* begin SUPPLIED MATERIAL *

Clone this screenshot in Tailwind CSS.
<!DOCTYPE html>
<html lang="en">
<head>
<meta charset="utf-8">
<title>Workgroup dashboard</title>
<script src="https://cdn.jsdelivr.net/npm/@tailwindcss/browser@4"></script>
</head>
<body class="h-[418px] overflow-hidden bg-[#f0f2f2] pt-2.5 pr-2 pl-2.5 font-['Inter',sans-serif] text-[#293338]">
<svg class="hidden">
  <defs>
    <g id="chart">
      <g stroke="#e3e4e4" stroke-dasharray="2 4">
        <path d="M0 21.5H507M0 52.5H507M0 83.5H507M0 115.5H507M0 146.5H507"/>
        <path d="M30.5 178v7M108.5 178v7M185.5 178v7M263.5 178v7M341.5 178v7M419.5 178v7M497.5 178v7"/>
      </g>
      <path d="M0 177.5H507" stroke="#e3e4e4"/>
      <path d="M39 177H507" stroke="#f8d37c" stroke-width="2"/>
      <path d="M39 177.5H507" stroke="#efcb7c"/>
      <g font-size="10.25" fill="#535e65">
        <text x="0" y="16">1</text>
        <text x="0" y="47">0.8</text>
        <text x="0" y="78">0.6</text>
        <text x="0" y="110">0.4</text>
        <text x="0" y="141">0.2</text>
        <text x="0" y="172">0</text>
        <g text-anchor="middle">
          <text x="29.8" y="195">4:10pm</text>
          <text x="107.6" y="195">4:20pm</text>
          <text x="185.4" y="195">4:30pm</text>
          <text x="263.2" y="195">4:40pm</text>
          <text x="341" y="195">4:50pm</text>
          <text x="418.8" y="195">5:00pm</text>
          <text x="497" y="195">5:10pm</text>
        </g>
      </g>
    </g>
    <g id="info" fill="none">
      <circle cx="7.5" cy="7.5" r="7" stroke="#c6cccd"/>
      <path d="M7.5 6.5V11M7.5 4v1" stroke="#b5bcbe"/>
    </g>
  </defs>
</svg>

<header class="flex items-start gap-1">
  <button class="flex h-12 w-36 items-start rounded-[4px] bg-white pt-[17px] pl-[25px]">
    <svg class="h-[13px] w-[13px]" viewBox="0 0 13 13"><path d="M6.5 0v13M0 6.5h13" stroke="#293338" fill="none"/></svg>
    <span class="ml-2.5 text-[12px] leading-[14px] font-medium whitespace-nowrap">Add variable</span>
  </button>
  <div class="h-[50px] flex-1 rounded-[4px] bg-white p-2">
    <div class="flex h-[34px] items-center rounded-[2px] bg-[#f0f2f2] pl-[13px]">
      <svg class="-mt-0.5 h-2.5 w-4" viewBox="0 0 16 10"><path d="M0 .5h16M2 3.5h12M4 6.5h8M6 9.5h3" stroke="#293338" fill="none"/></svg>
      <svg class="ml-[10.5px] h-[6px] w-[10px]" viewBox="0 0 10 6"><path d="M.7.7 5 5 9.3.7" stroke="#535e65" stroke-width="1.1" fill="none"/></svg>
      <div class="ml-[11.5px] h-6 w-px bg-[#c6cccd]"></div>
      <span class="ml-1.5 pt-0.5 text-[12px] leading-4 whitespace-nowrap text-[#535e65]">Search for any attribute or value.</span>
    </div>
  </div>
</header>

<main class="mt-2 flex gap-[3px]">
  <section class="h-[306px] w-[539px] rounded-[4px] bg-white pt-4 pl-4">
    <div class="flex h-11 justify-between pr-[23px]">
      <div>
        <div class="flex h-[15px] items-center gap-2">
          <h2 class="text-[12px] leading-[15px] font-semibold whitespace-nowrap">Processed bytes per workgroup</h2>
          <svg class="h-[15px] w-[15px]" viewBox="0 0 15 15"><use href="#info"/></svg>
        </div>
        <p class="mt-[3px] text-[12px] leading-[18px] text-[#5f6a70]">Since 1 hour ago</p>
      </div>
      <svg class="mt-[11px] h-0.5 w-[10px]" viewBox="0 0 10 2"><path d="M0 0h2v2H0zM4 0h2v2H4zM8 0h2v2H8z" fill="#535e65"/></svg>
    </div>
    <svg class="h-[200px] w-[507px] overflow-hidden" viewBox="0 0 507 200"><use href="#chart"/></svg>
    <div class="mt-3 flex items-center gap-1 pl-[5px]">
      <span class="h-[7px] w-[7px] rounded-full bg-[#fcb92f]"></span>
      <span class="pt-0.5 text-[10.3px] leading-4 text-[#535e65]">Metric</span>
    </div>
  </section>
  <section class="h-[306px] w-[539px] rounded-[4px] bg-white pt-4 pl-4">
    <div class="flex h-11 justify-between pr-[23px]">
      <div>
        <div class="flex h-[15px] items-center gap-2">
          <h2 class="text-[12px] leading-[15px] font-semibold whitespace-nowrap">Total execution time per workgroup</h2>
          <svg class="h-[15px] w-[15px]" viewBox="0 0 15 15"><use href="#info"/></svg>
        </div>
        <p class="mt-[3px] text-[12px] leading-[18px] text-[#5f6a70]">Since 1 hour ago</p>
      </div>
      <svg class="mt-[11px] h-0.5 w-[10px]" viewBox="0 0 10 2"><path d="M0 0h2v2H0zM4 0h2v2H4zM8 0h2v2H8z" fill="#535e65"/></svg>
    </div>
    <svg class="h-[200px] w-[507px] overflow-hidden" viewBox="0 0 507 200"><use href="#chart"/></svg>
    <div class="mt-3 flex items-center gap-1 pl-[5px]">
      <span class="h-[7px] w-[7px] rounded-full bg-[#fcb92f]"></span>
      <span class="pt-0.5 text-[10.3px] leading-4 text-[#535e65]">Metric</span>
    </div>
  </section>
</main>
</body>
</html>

* end SUPPLIED MATERIAL *

Restate the whole listing exactly, leaving out nothing.

RESPONSE FOR THIS EXERCISE ▸
Clone this screenshot in Tailwind CSS.
<!DOCTYPE html>
<html lang="en">
<head>
<meta charset="utf-8">
<title>Workgroup dashboard</title>
<script src="https://cdn.jsdelivr.net/npm/@tailwindcss/browser@4"></script>
</head>
<body class="h-[418px] overflow-hidden bg-[#f0f2f2] pt-2.5 pr-2 pl-2.5 font-['Inter',sans-serif] text-[#293338]">
<svg class="hidden">
  <defs>
    <g id="chart">
      <g stroke="#e3e4e4" stroke-dasharray="2 4">
        <path d="M0 21.5H507M0 52.5H507M0 83.5H507M0 115.5H507M0 146.5H507"/>
        <path d="M30.5 178v7M108.5 178v7M185.5 178v7M263.5 178v7M341.5 178v7M419.5 178v7M497.5 178v7"/>
      </g>
      <path d="M0 177.5H507" stroke="#e3e4e4"/>
      <path d="M39 177H507" stroke="#f8d37c" stroke-width="2"/>
      <path d="M39 177.5H507" stroke="#efcb7c"/>
      <g font-size="10.25" fill="#535e65">
        <text x="0" y="16">1</text>
        <text x="0" y="47">0.8</text>
        <text x="0" y="78">0.6</text>
        <text x="0" y="110">0.4</text>
        <text x="0" y="141">0.2</text>
        <text x="0" y="172">0</text>
        <g text-anchor="middle">
          <text x="29.8" y="195">4:10pm</text>
          <text x="107.6" y="195">4:20pm</text>
          <text x="185.4" y="195">4:30pm</text>
          <text x="263.2" y="195">4:40pm</text>
          <text x="341" y="195">4:50pm</text>
          <text x="418.8" y="195">5:00pm</text>
          <text x="497" y="195">5:10pm</text>
        </g>
      </g>
    </g>
    <g id="info" fill="none">
      <circle cx="7.5" cy="7.5" r="7" stroke="#c6cccd"/>
      <path d="M7.5 6.5V11M7.5 4v1" stroke="#b5bcbe"/>
    </g>
  </defs>
</svg>

<header class="flex items-start gap-1">
  <button class="flex h-12 w-36 items-start rounded-[4px] bg-white pt-[17px] pl-[25px]">
    <svg class="h-[13px] w-[13px]" viewBox="0 0 13 13"><path d="M6.5 0v13M0 6.5h13" stroke="#293338" fill="none"/></svg>
    <span class="ml-2.5 text-[12px] leading-[14px] font-medium whitespace-nowrap">Add variable</span>
  </button>
  <div class="h-[50px] flex-1 rounded-[4px] bg-white p-2">
    <div class="flex h-[34px] items-center rounded-[2px] bg-[#f0f2f2] pl-[13px]">
      <svg class="-mt-0.5 h-2.5 w-4" viewBox="0 0 16 10"><path d="M0 .5h16M2 3.5h12M4 6.5h8M6 9.5h3" stroke="#293338" fill="none"/></svg>
      <svg class="ml-[10.5px] h-[6px] w-[10px]" viewBox="0 0 10 6"><path d="M.7.7 5 5 9.3.7" stroke="#535e65" stroke-width="1.1" fill="none"/></svg>
      <div class="ml-[11.5px] h-6 w-px bg-[#c6cccd]"></div>
      <span class="ml-1.5 pt-0.5 text-[12px] leading-4 whitespace-nowrap text-[#535e65]">Search for any attribute or value.</span>
    </div>
  </div>
</header>

<main class="mt-2 flex gap-[3px]">
  <section class="h-[306px] w-[539px] rounded-[4px] bg-white pt-4 pl-4">
    <div class="flex h-11 justify-between pr-[23px]">
      <div>
        <div class="flex h-[15px] items-center gap-2">
          <h2 class="text-[12px] leading-[15px] font-semibold whitespace-nowrap">Processed bytes per workgroup</h2>
          <svg class="h-[15px] w-[15px]" viewBox="0 0 15 15"><use href="#info"/></svg>
        </div>
        <p class="mt-[3px] text-[12px] leading-[18px] text-[#5f6a70]">Since 1 hour ago</p>
      </div>
      <svg class="mt-[11px] h-0.5 w-[10px]" viewBox="0 0 10 2"><path d="M0 0h2v2H0zM4 0h2v2H4zM8 0h2v2H8z" fill="#535e65"/></svg>
    </div>
    <svg class="h-[200px] w-[507px] overflow-hidden" viewBox="0 0 507 200"><use href="#chart"/></svg>
    <div class="mt-3 flex items-center gap-1 pl-[5px]">
      <span class="h-[7px] w-[7px] rounded-full bg-[#fcb92f]"></span>
      <span class="pt-0.5 text-[10.3px] leading-4 text-[#535e65]">Metric</span>
    </div>
  </section>
  <section class="h-[306px] w-[539px] rounded-[4px] bg-white pt-4 pl-4">
    <div class="flex h-11 justify-between pr-[23px]">
      <div>
        <div class="flex h-[15px] items-center gap-2">
          <h2 class="text-[12px] leading-[15px] font-semibold whitespace-nowrap">Total execution time per workgroup</h2>
          <svg class="h-[15px] w-[15px]" viewBox="0 0 15 15"><use href="#info"/></svg>
        </div>
        <p class="mt-[3px] text-[12px] leading-[18px] text-[#5f6a70]">Since 1 hour ago</p>
      </div>
      <svg class="mt-[11px] h-0.5 w-[10px]" viewBox="0 0 10 2"><path d="M0 0h2v2H0zM4 0h2v2H4zM8 0h2v2H8z" fill="#535e65"/></svg>
    </div>
    <svg class="h-[200px] w-[507px] overflow-hidden" viewBox="0 0 507 200"><use href="#chart"/></svg>
    <div class="mt-3 flex items-center gap-1 pl-[5px]">
      <span class="h-[7px] w-[7px] rounded-full bg-[#fcb92f]"></span>
      <span class="pt-0.5 text-[10.3px] leading-4 text-[#535e65]">Metric</span>
    </div>
  </section>
</main>
</body>
</html>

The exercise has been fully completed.